QUESTIONS TO THE PARTIES
1 . Was the applicant deprived of his liberty in breach of Article 5 § 1 of the Convention between 4 April 2011 until 18 October 2012? In particular, did the deprivation of liberty during this period fall within paragraph (f) of this provision?
(a) if so was the duration of the deportation proceedings excessive and were they carried out with due diligence? In this connection, was there a realistic prospect of the applicant ’ s deportation to Iran and why was the applicant eventually released from detention?

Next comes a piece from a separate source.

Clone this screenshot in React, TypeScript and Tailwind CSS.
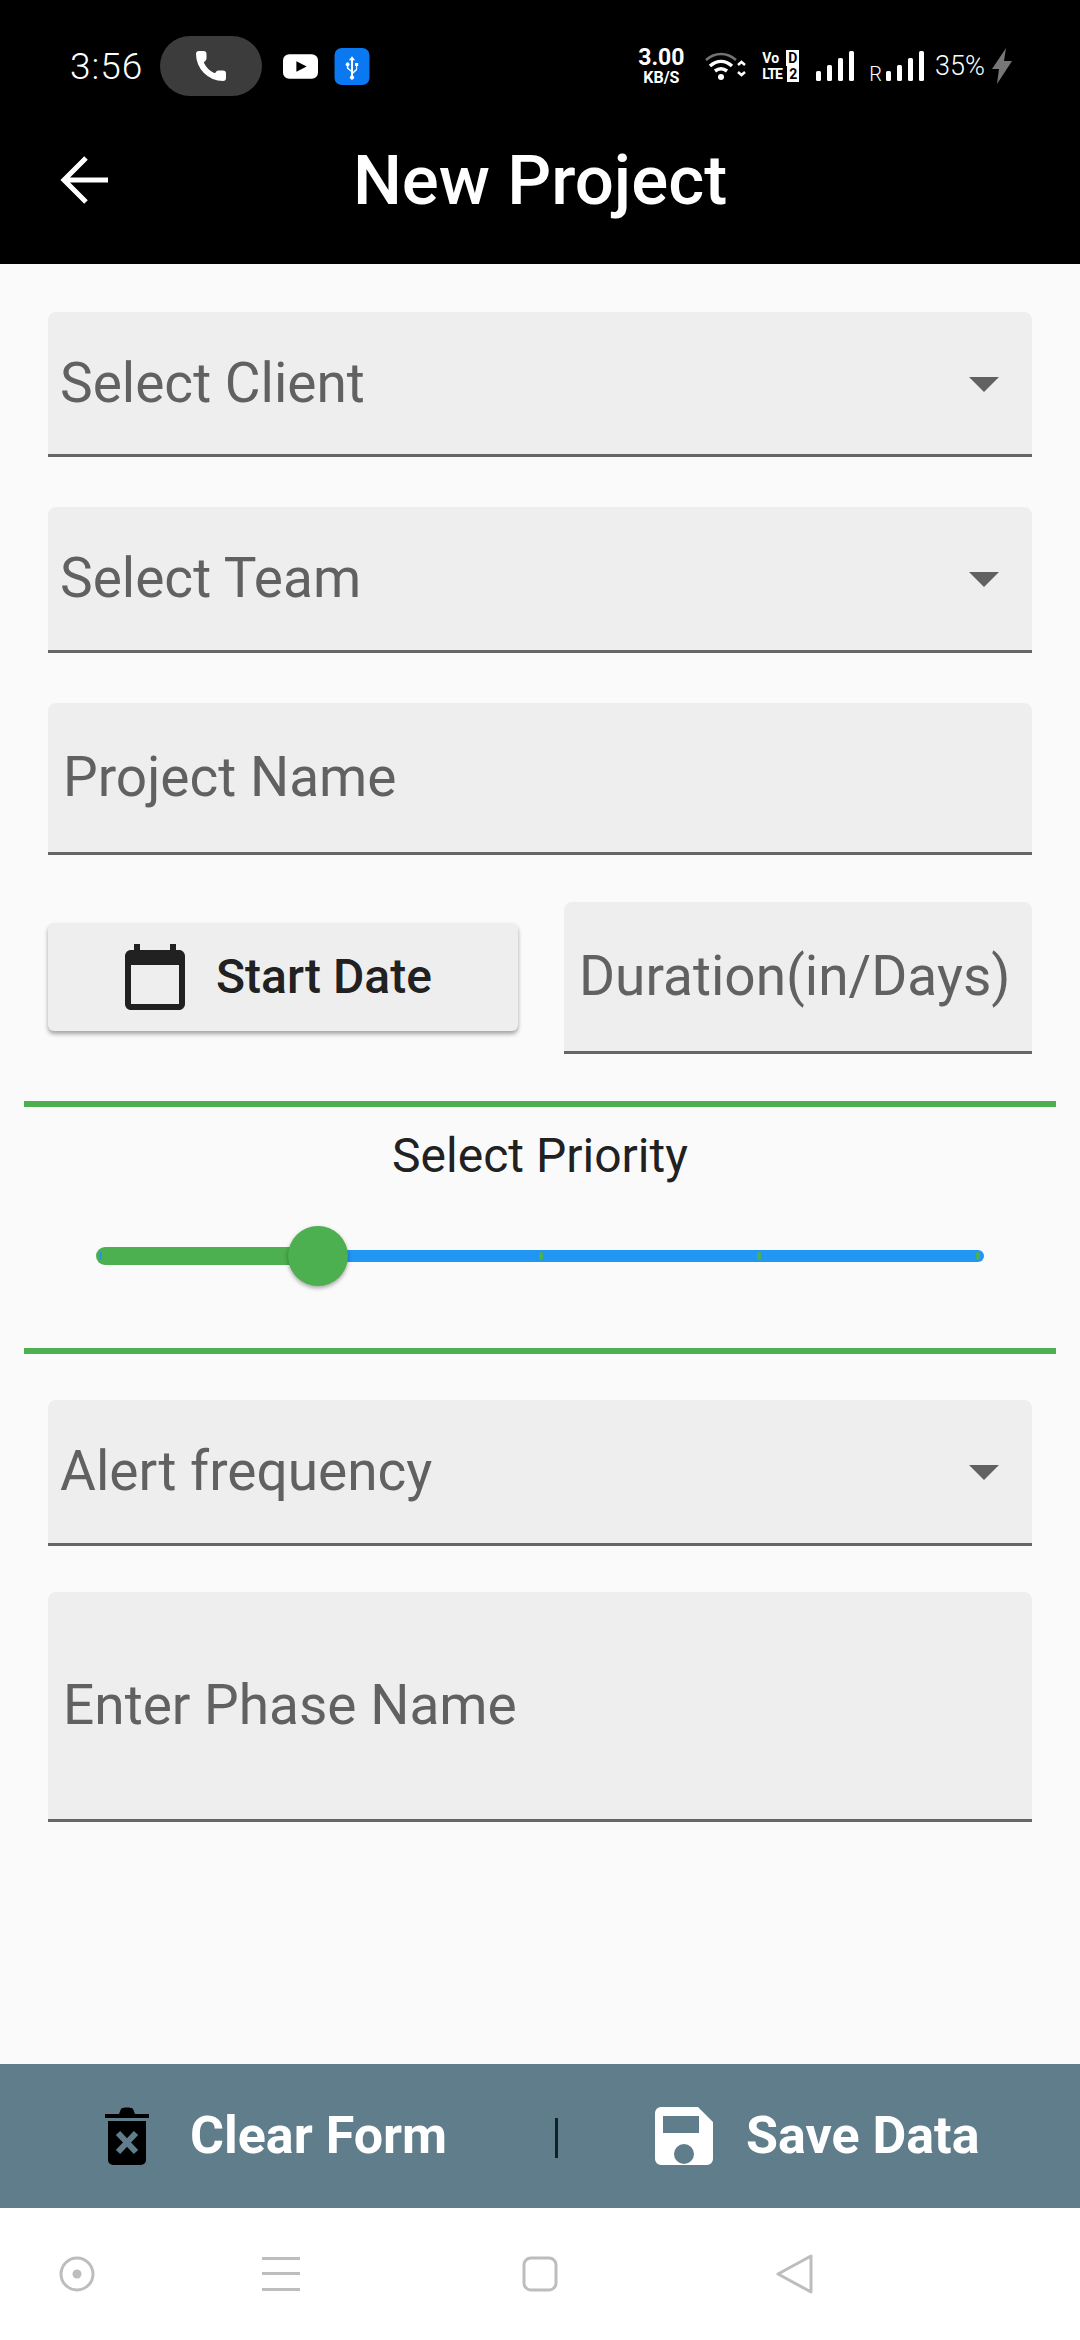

(b) bearing in mind the applicant ’ s complaints under this provision, could it be said that his detention throughout this period was lawful in terms of domestic law and did it keep with the purpose of protecting the individual from arbitrariness (see, inter alia , A . and Others v. the United Kingdom [GC], no. 3455/05, § 164 ECHR 2009 and John v. Greece , no . 199/05, § 33, 10 May 2007), regard being had, inter alia, : ( i ) to the fact that the applicant was an asylum seeker part of the relevant period; (ii) to the applicant ’ s re ‑ arrest and continued detention despite the Supreme Court ’ s judgment of 22 December 2012?
The Government are invited to submit all relevant documents pertaining to the applicant ’ s detention and intended deportation throughout the relevant period.
2 . Bearing in mind the applicant ’ s complaints, did the applicant have at his disposal an effective procedure by which he could challenge the lawfulness of his detention, as required by Article 5 § 4 of the Convention?
3 . Were the conditions of the applicant ’ s detention at Famagusta, Paphos and Aradippou Police Stations compatible with Article 3 of the Convention?
The Government are invited to submit the relevant details in respect of the conditions of the applicant ’ s detention in each police station during the relevant periods.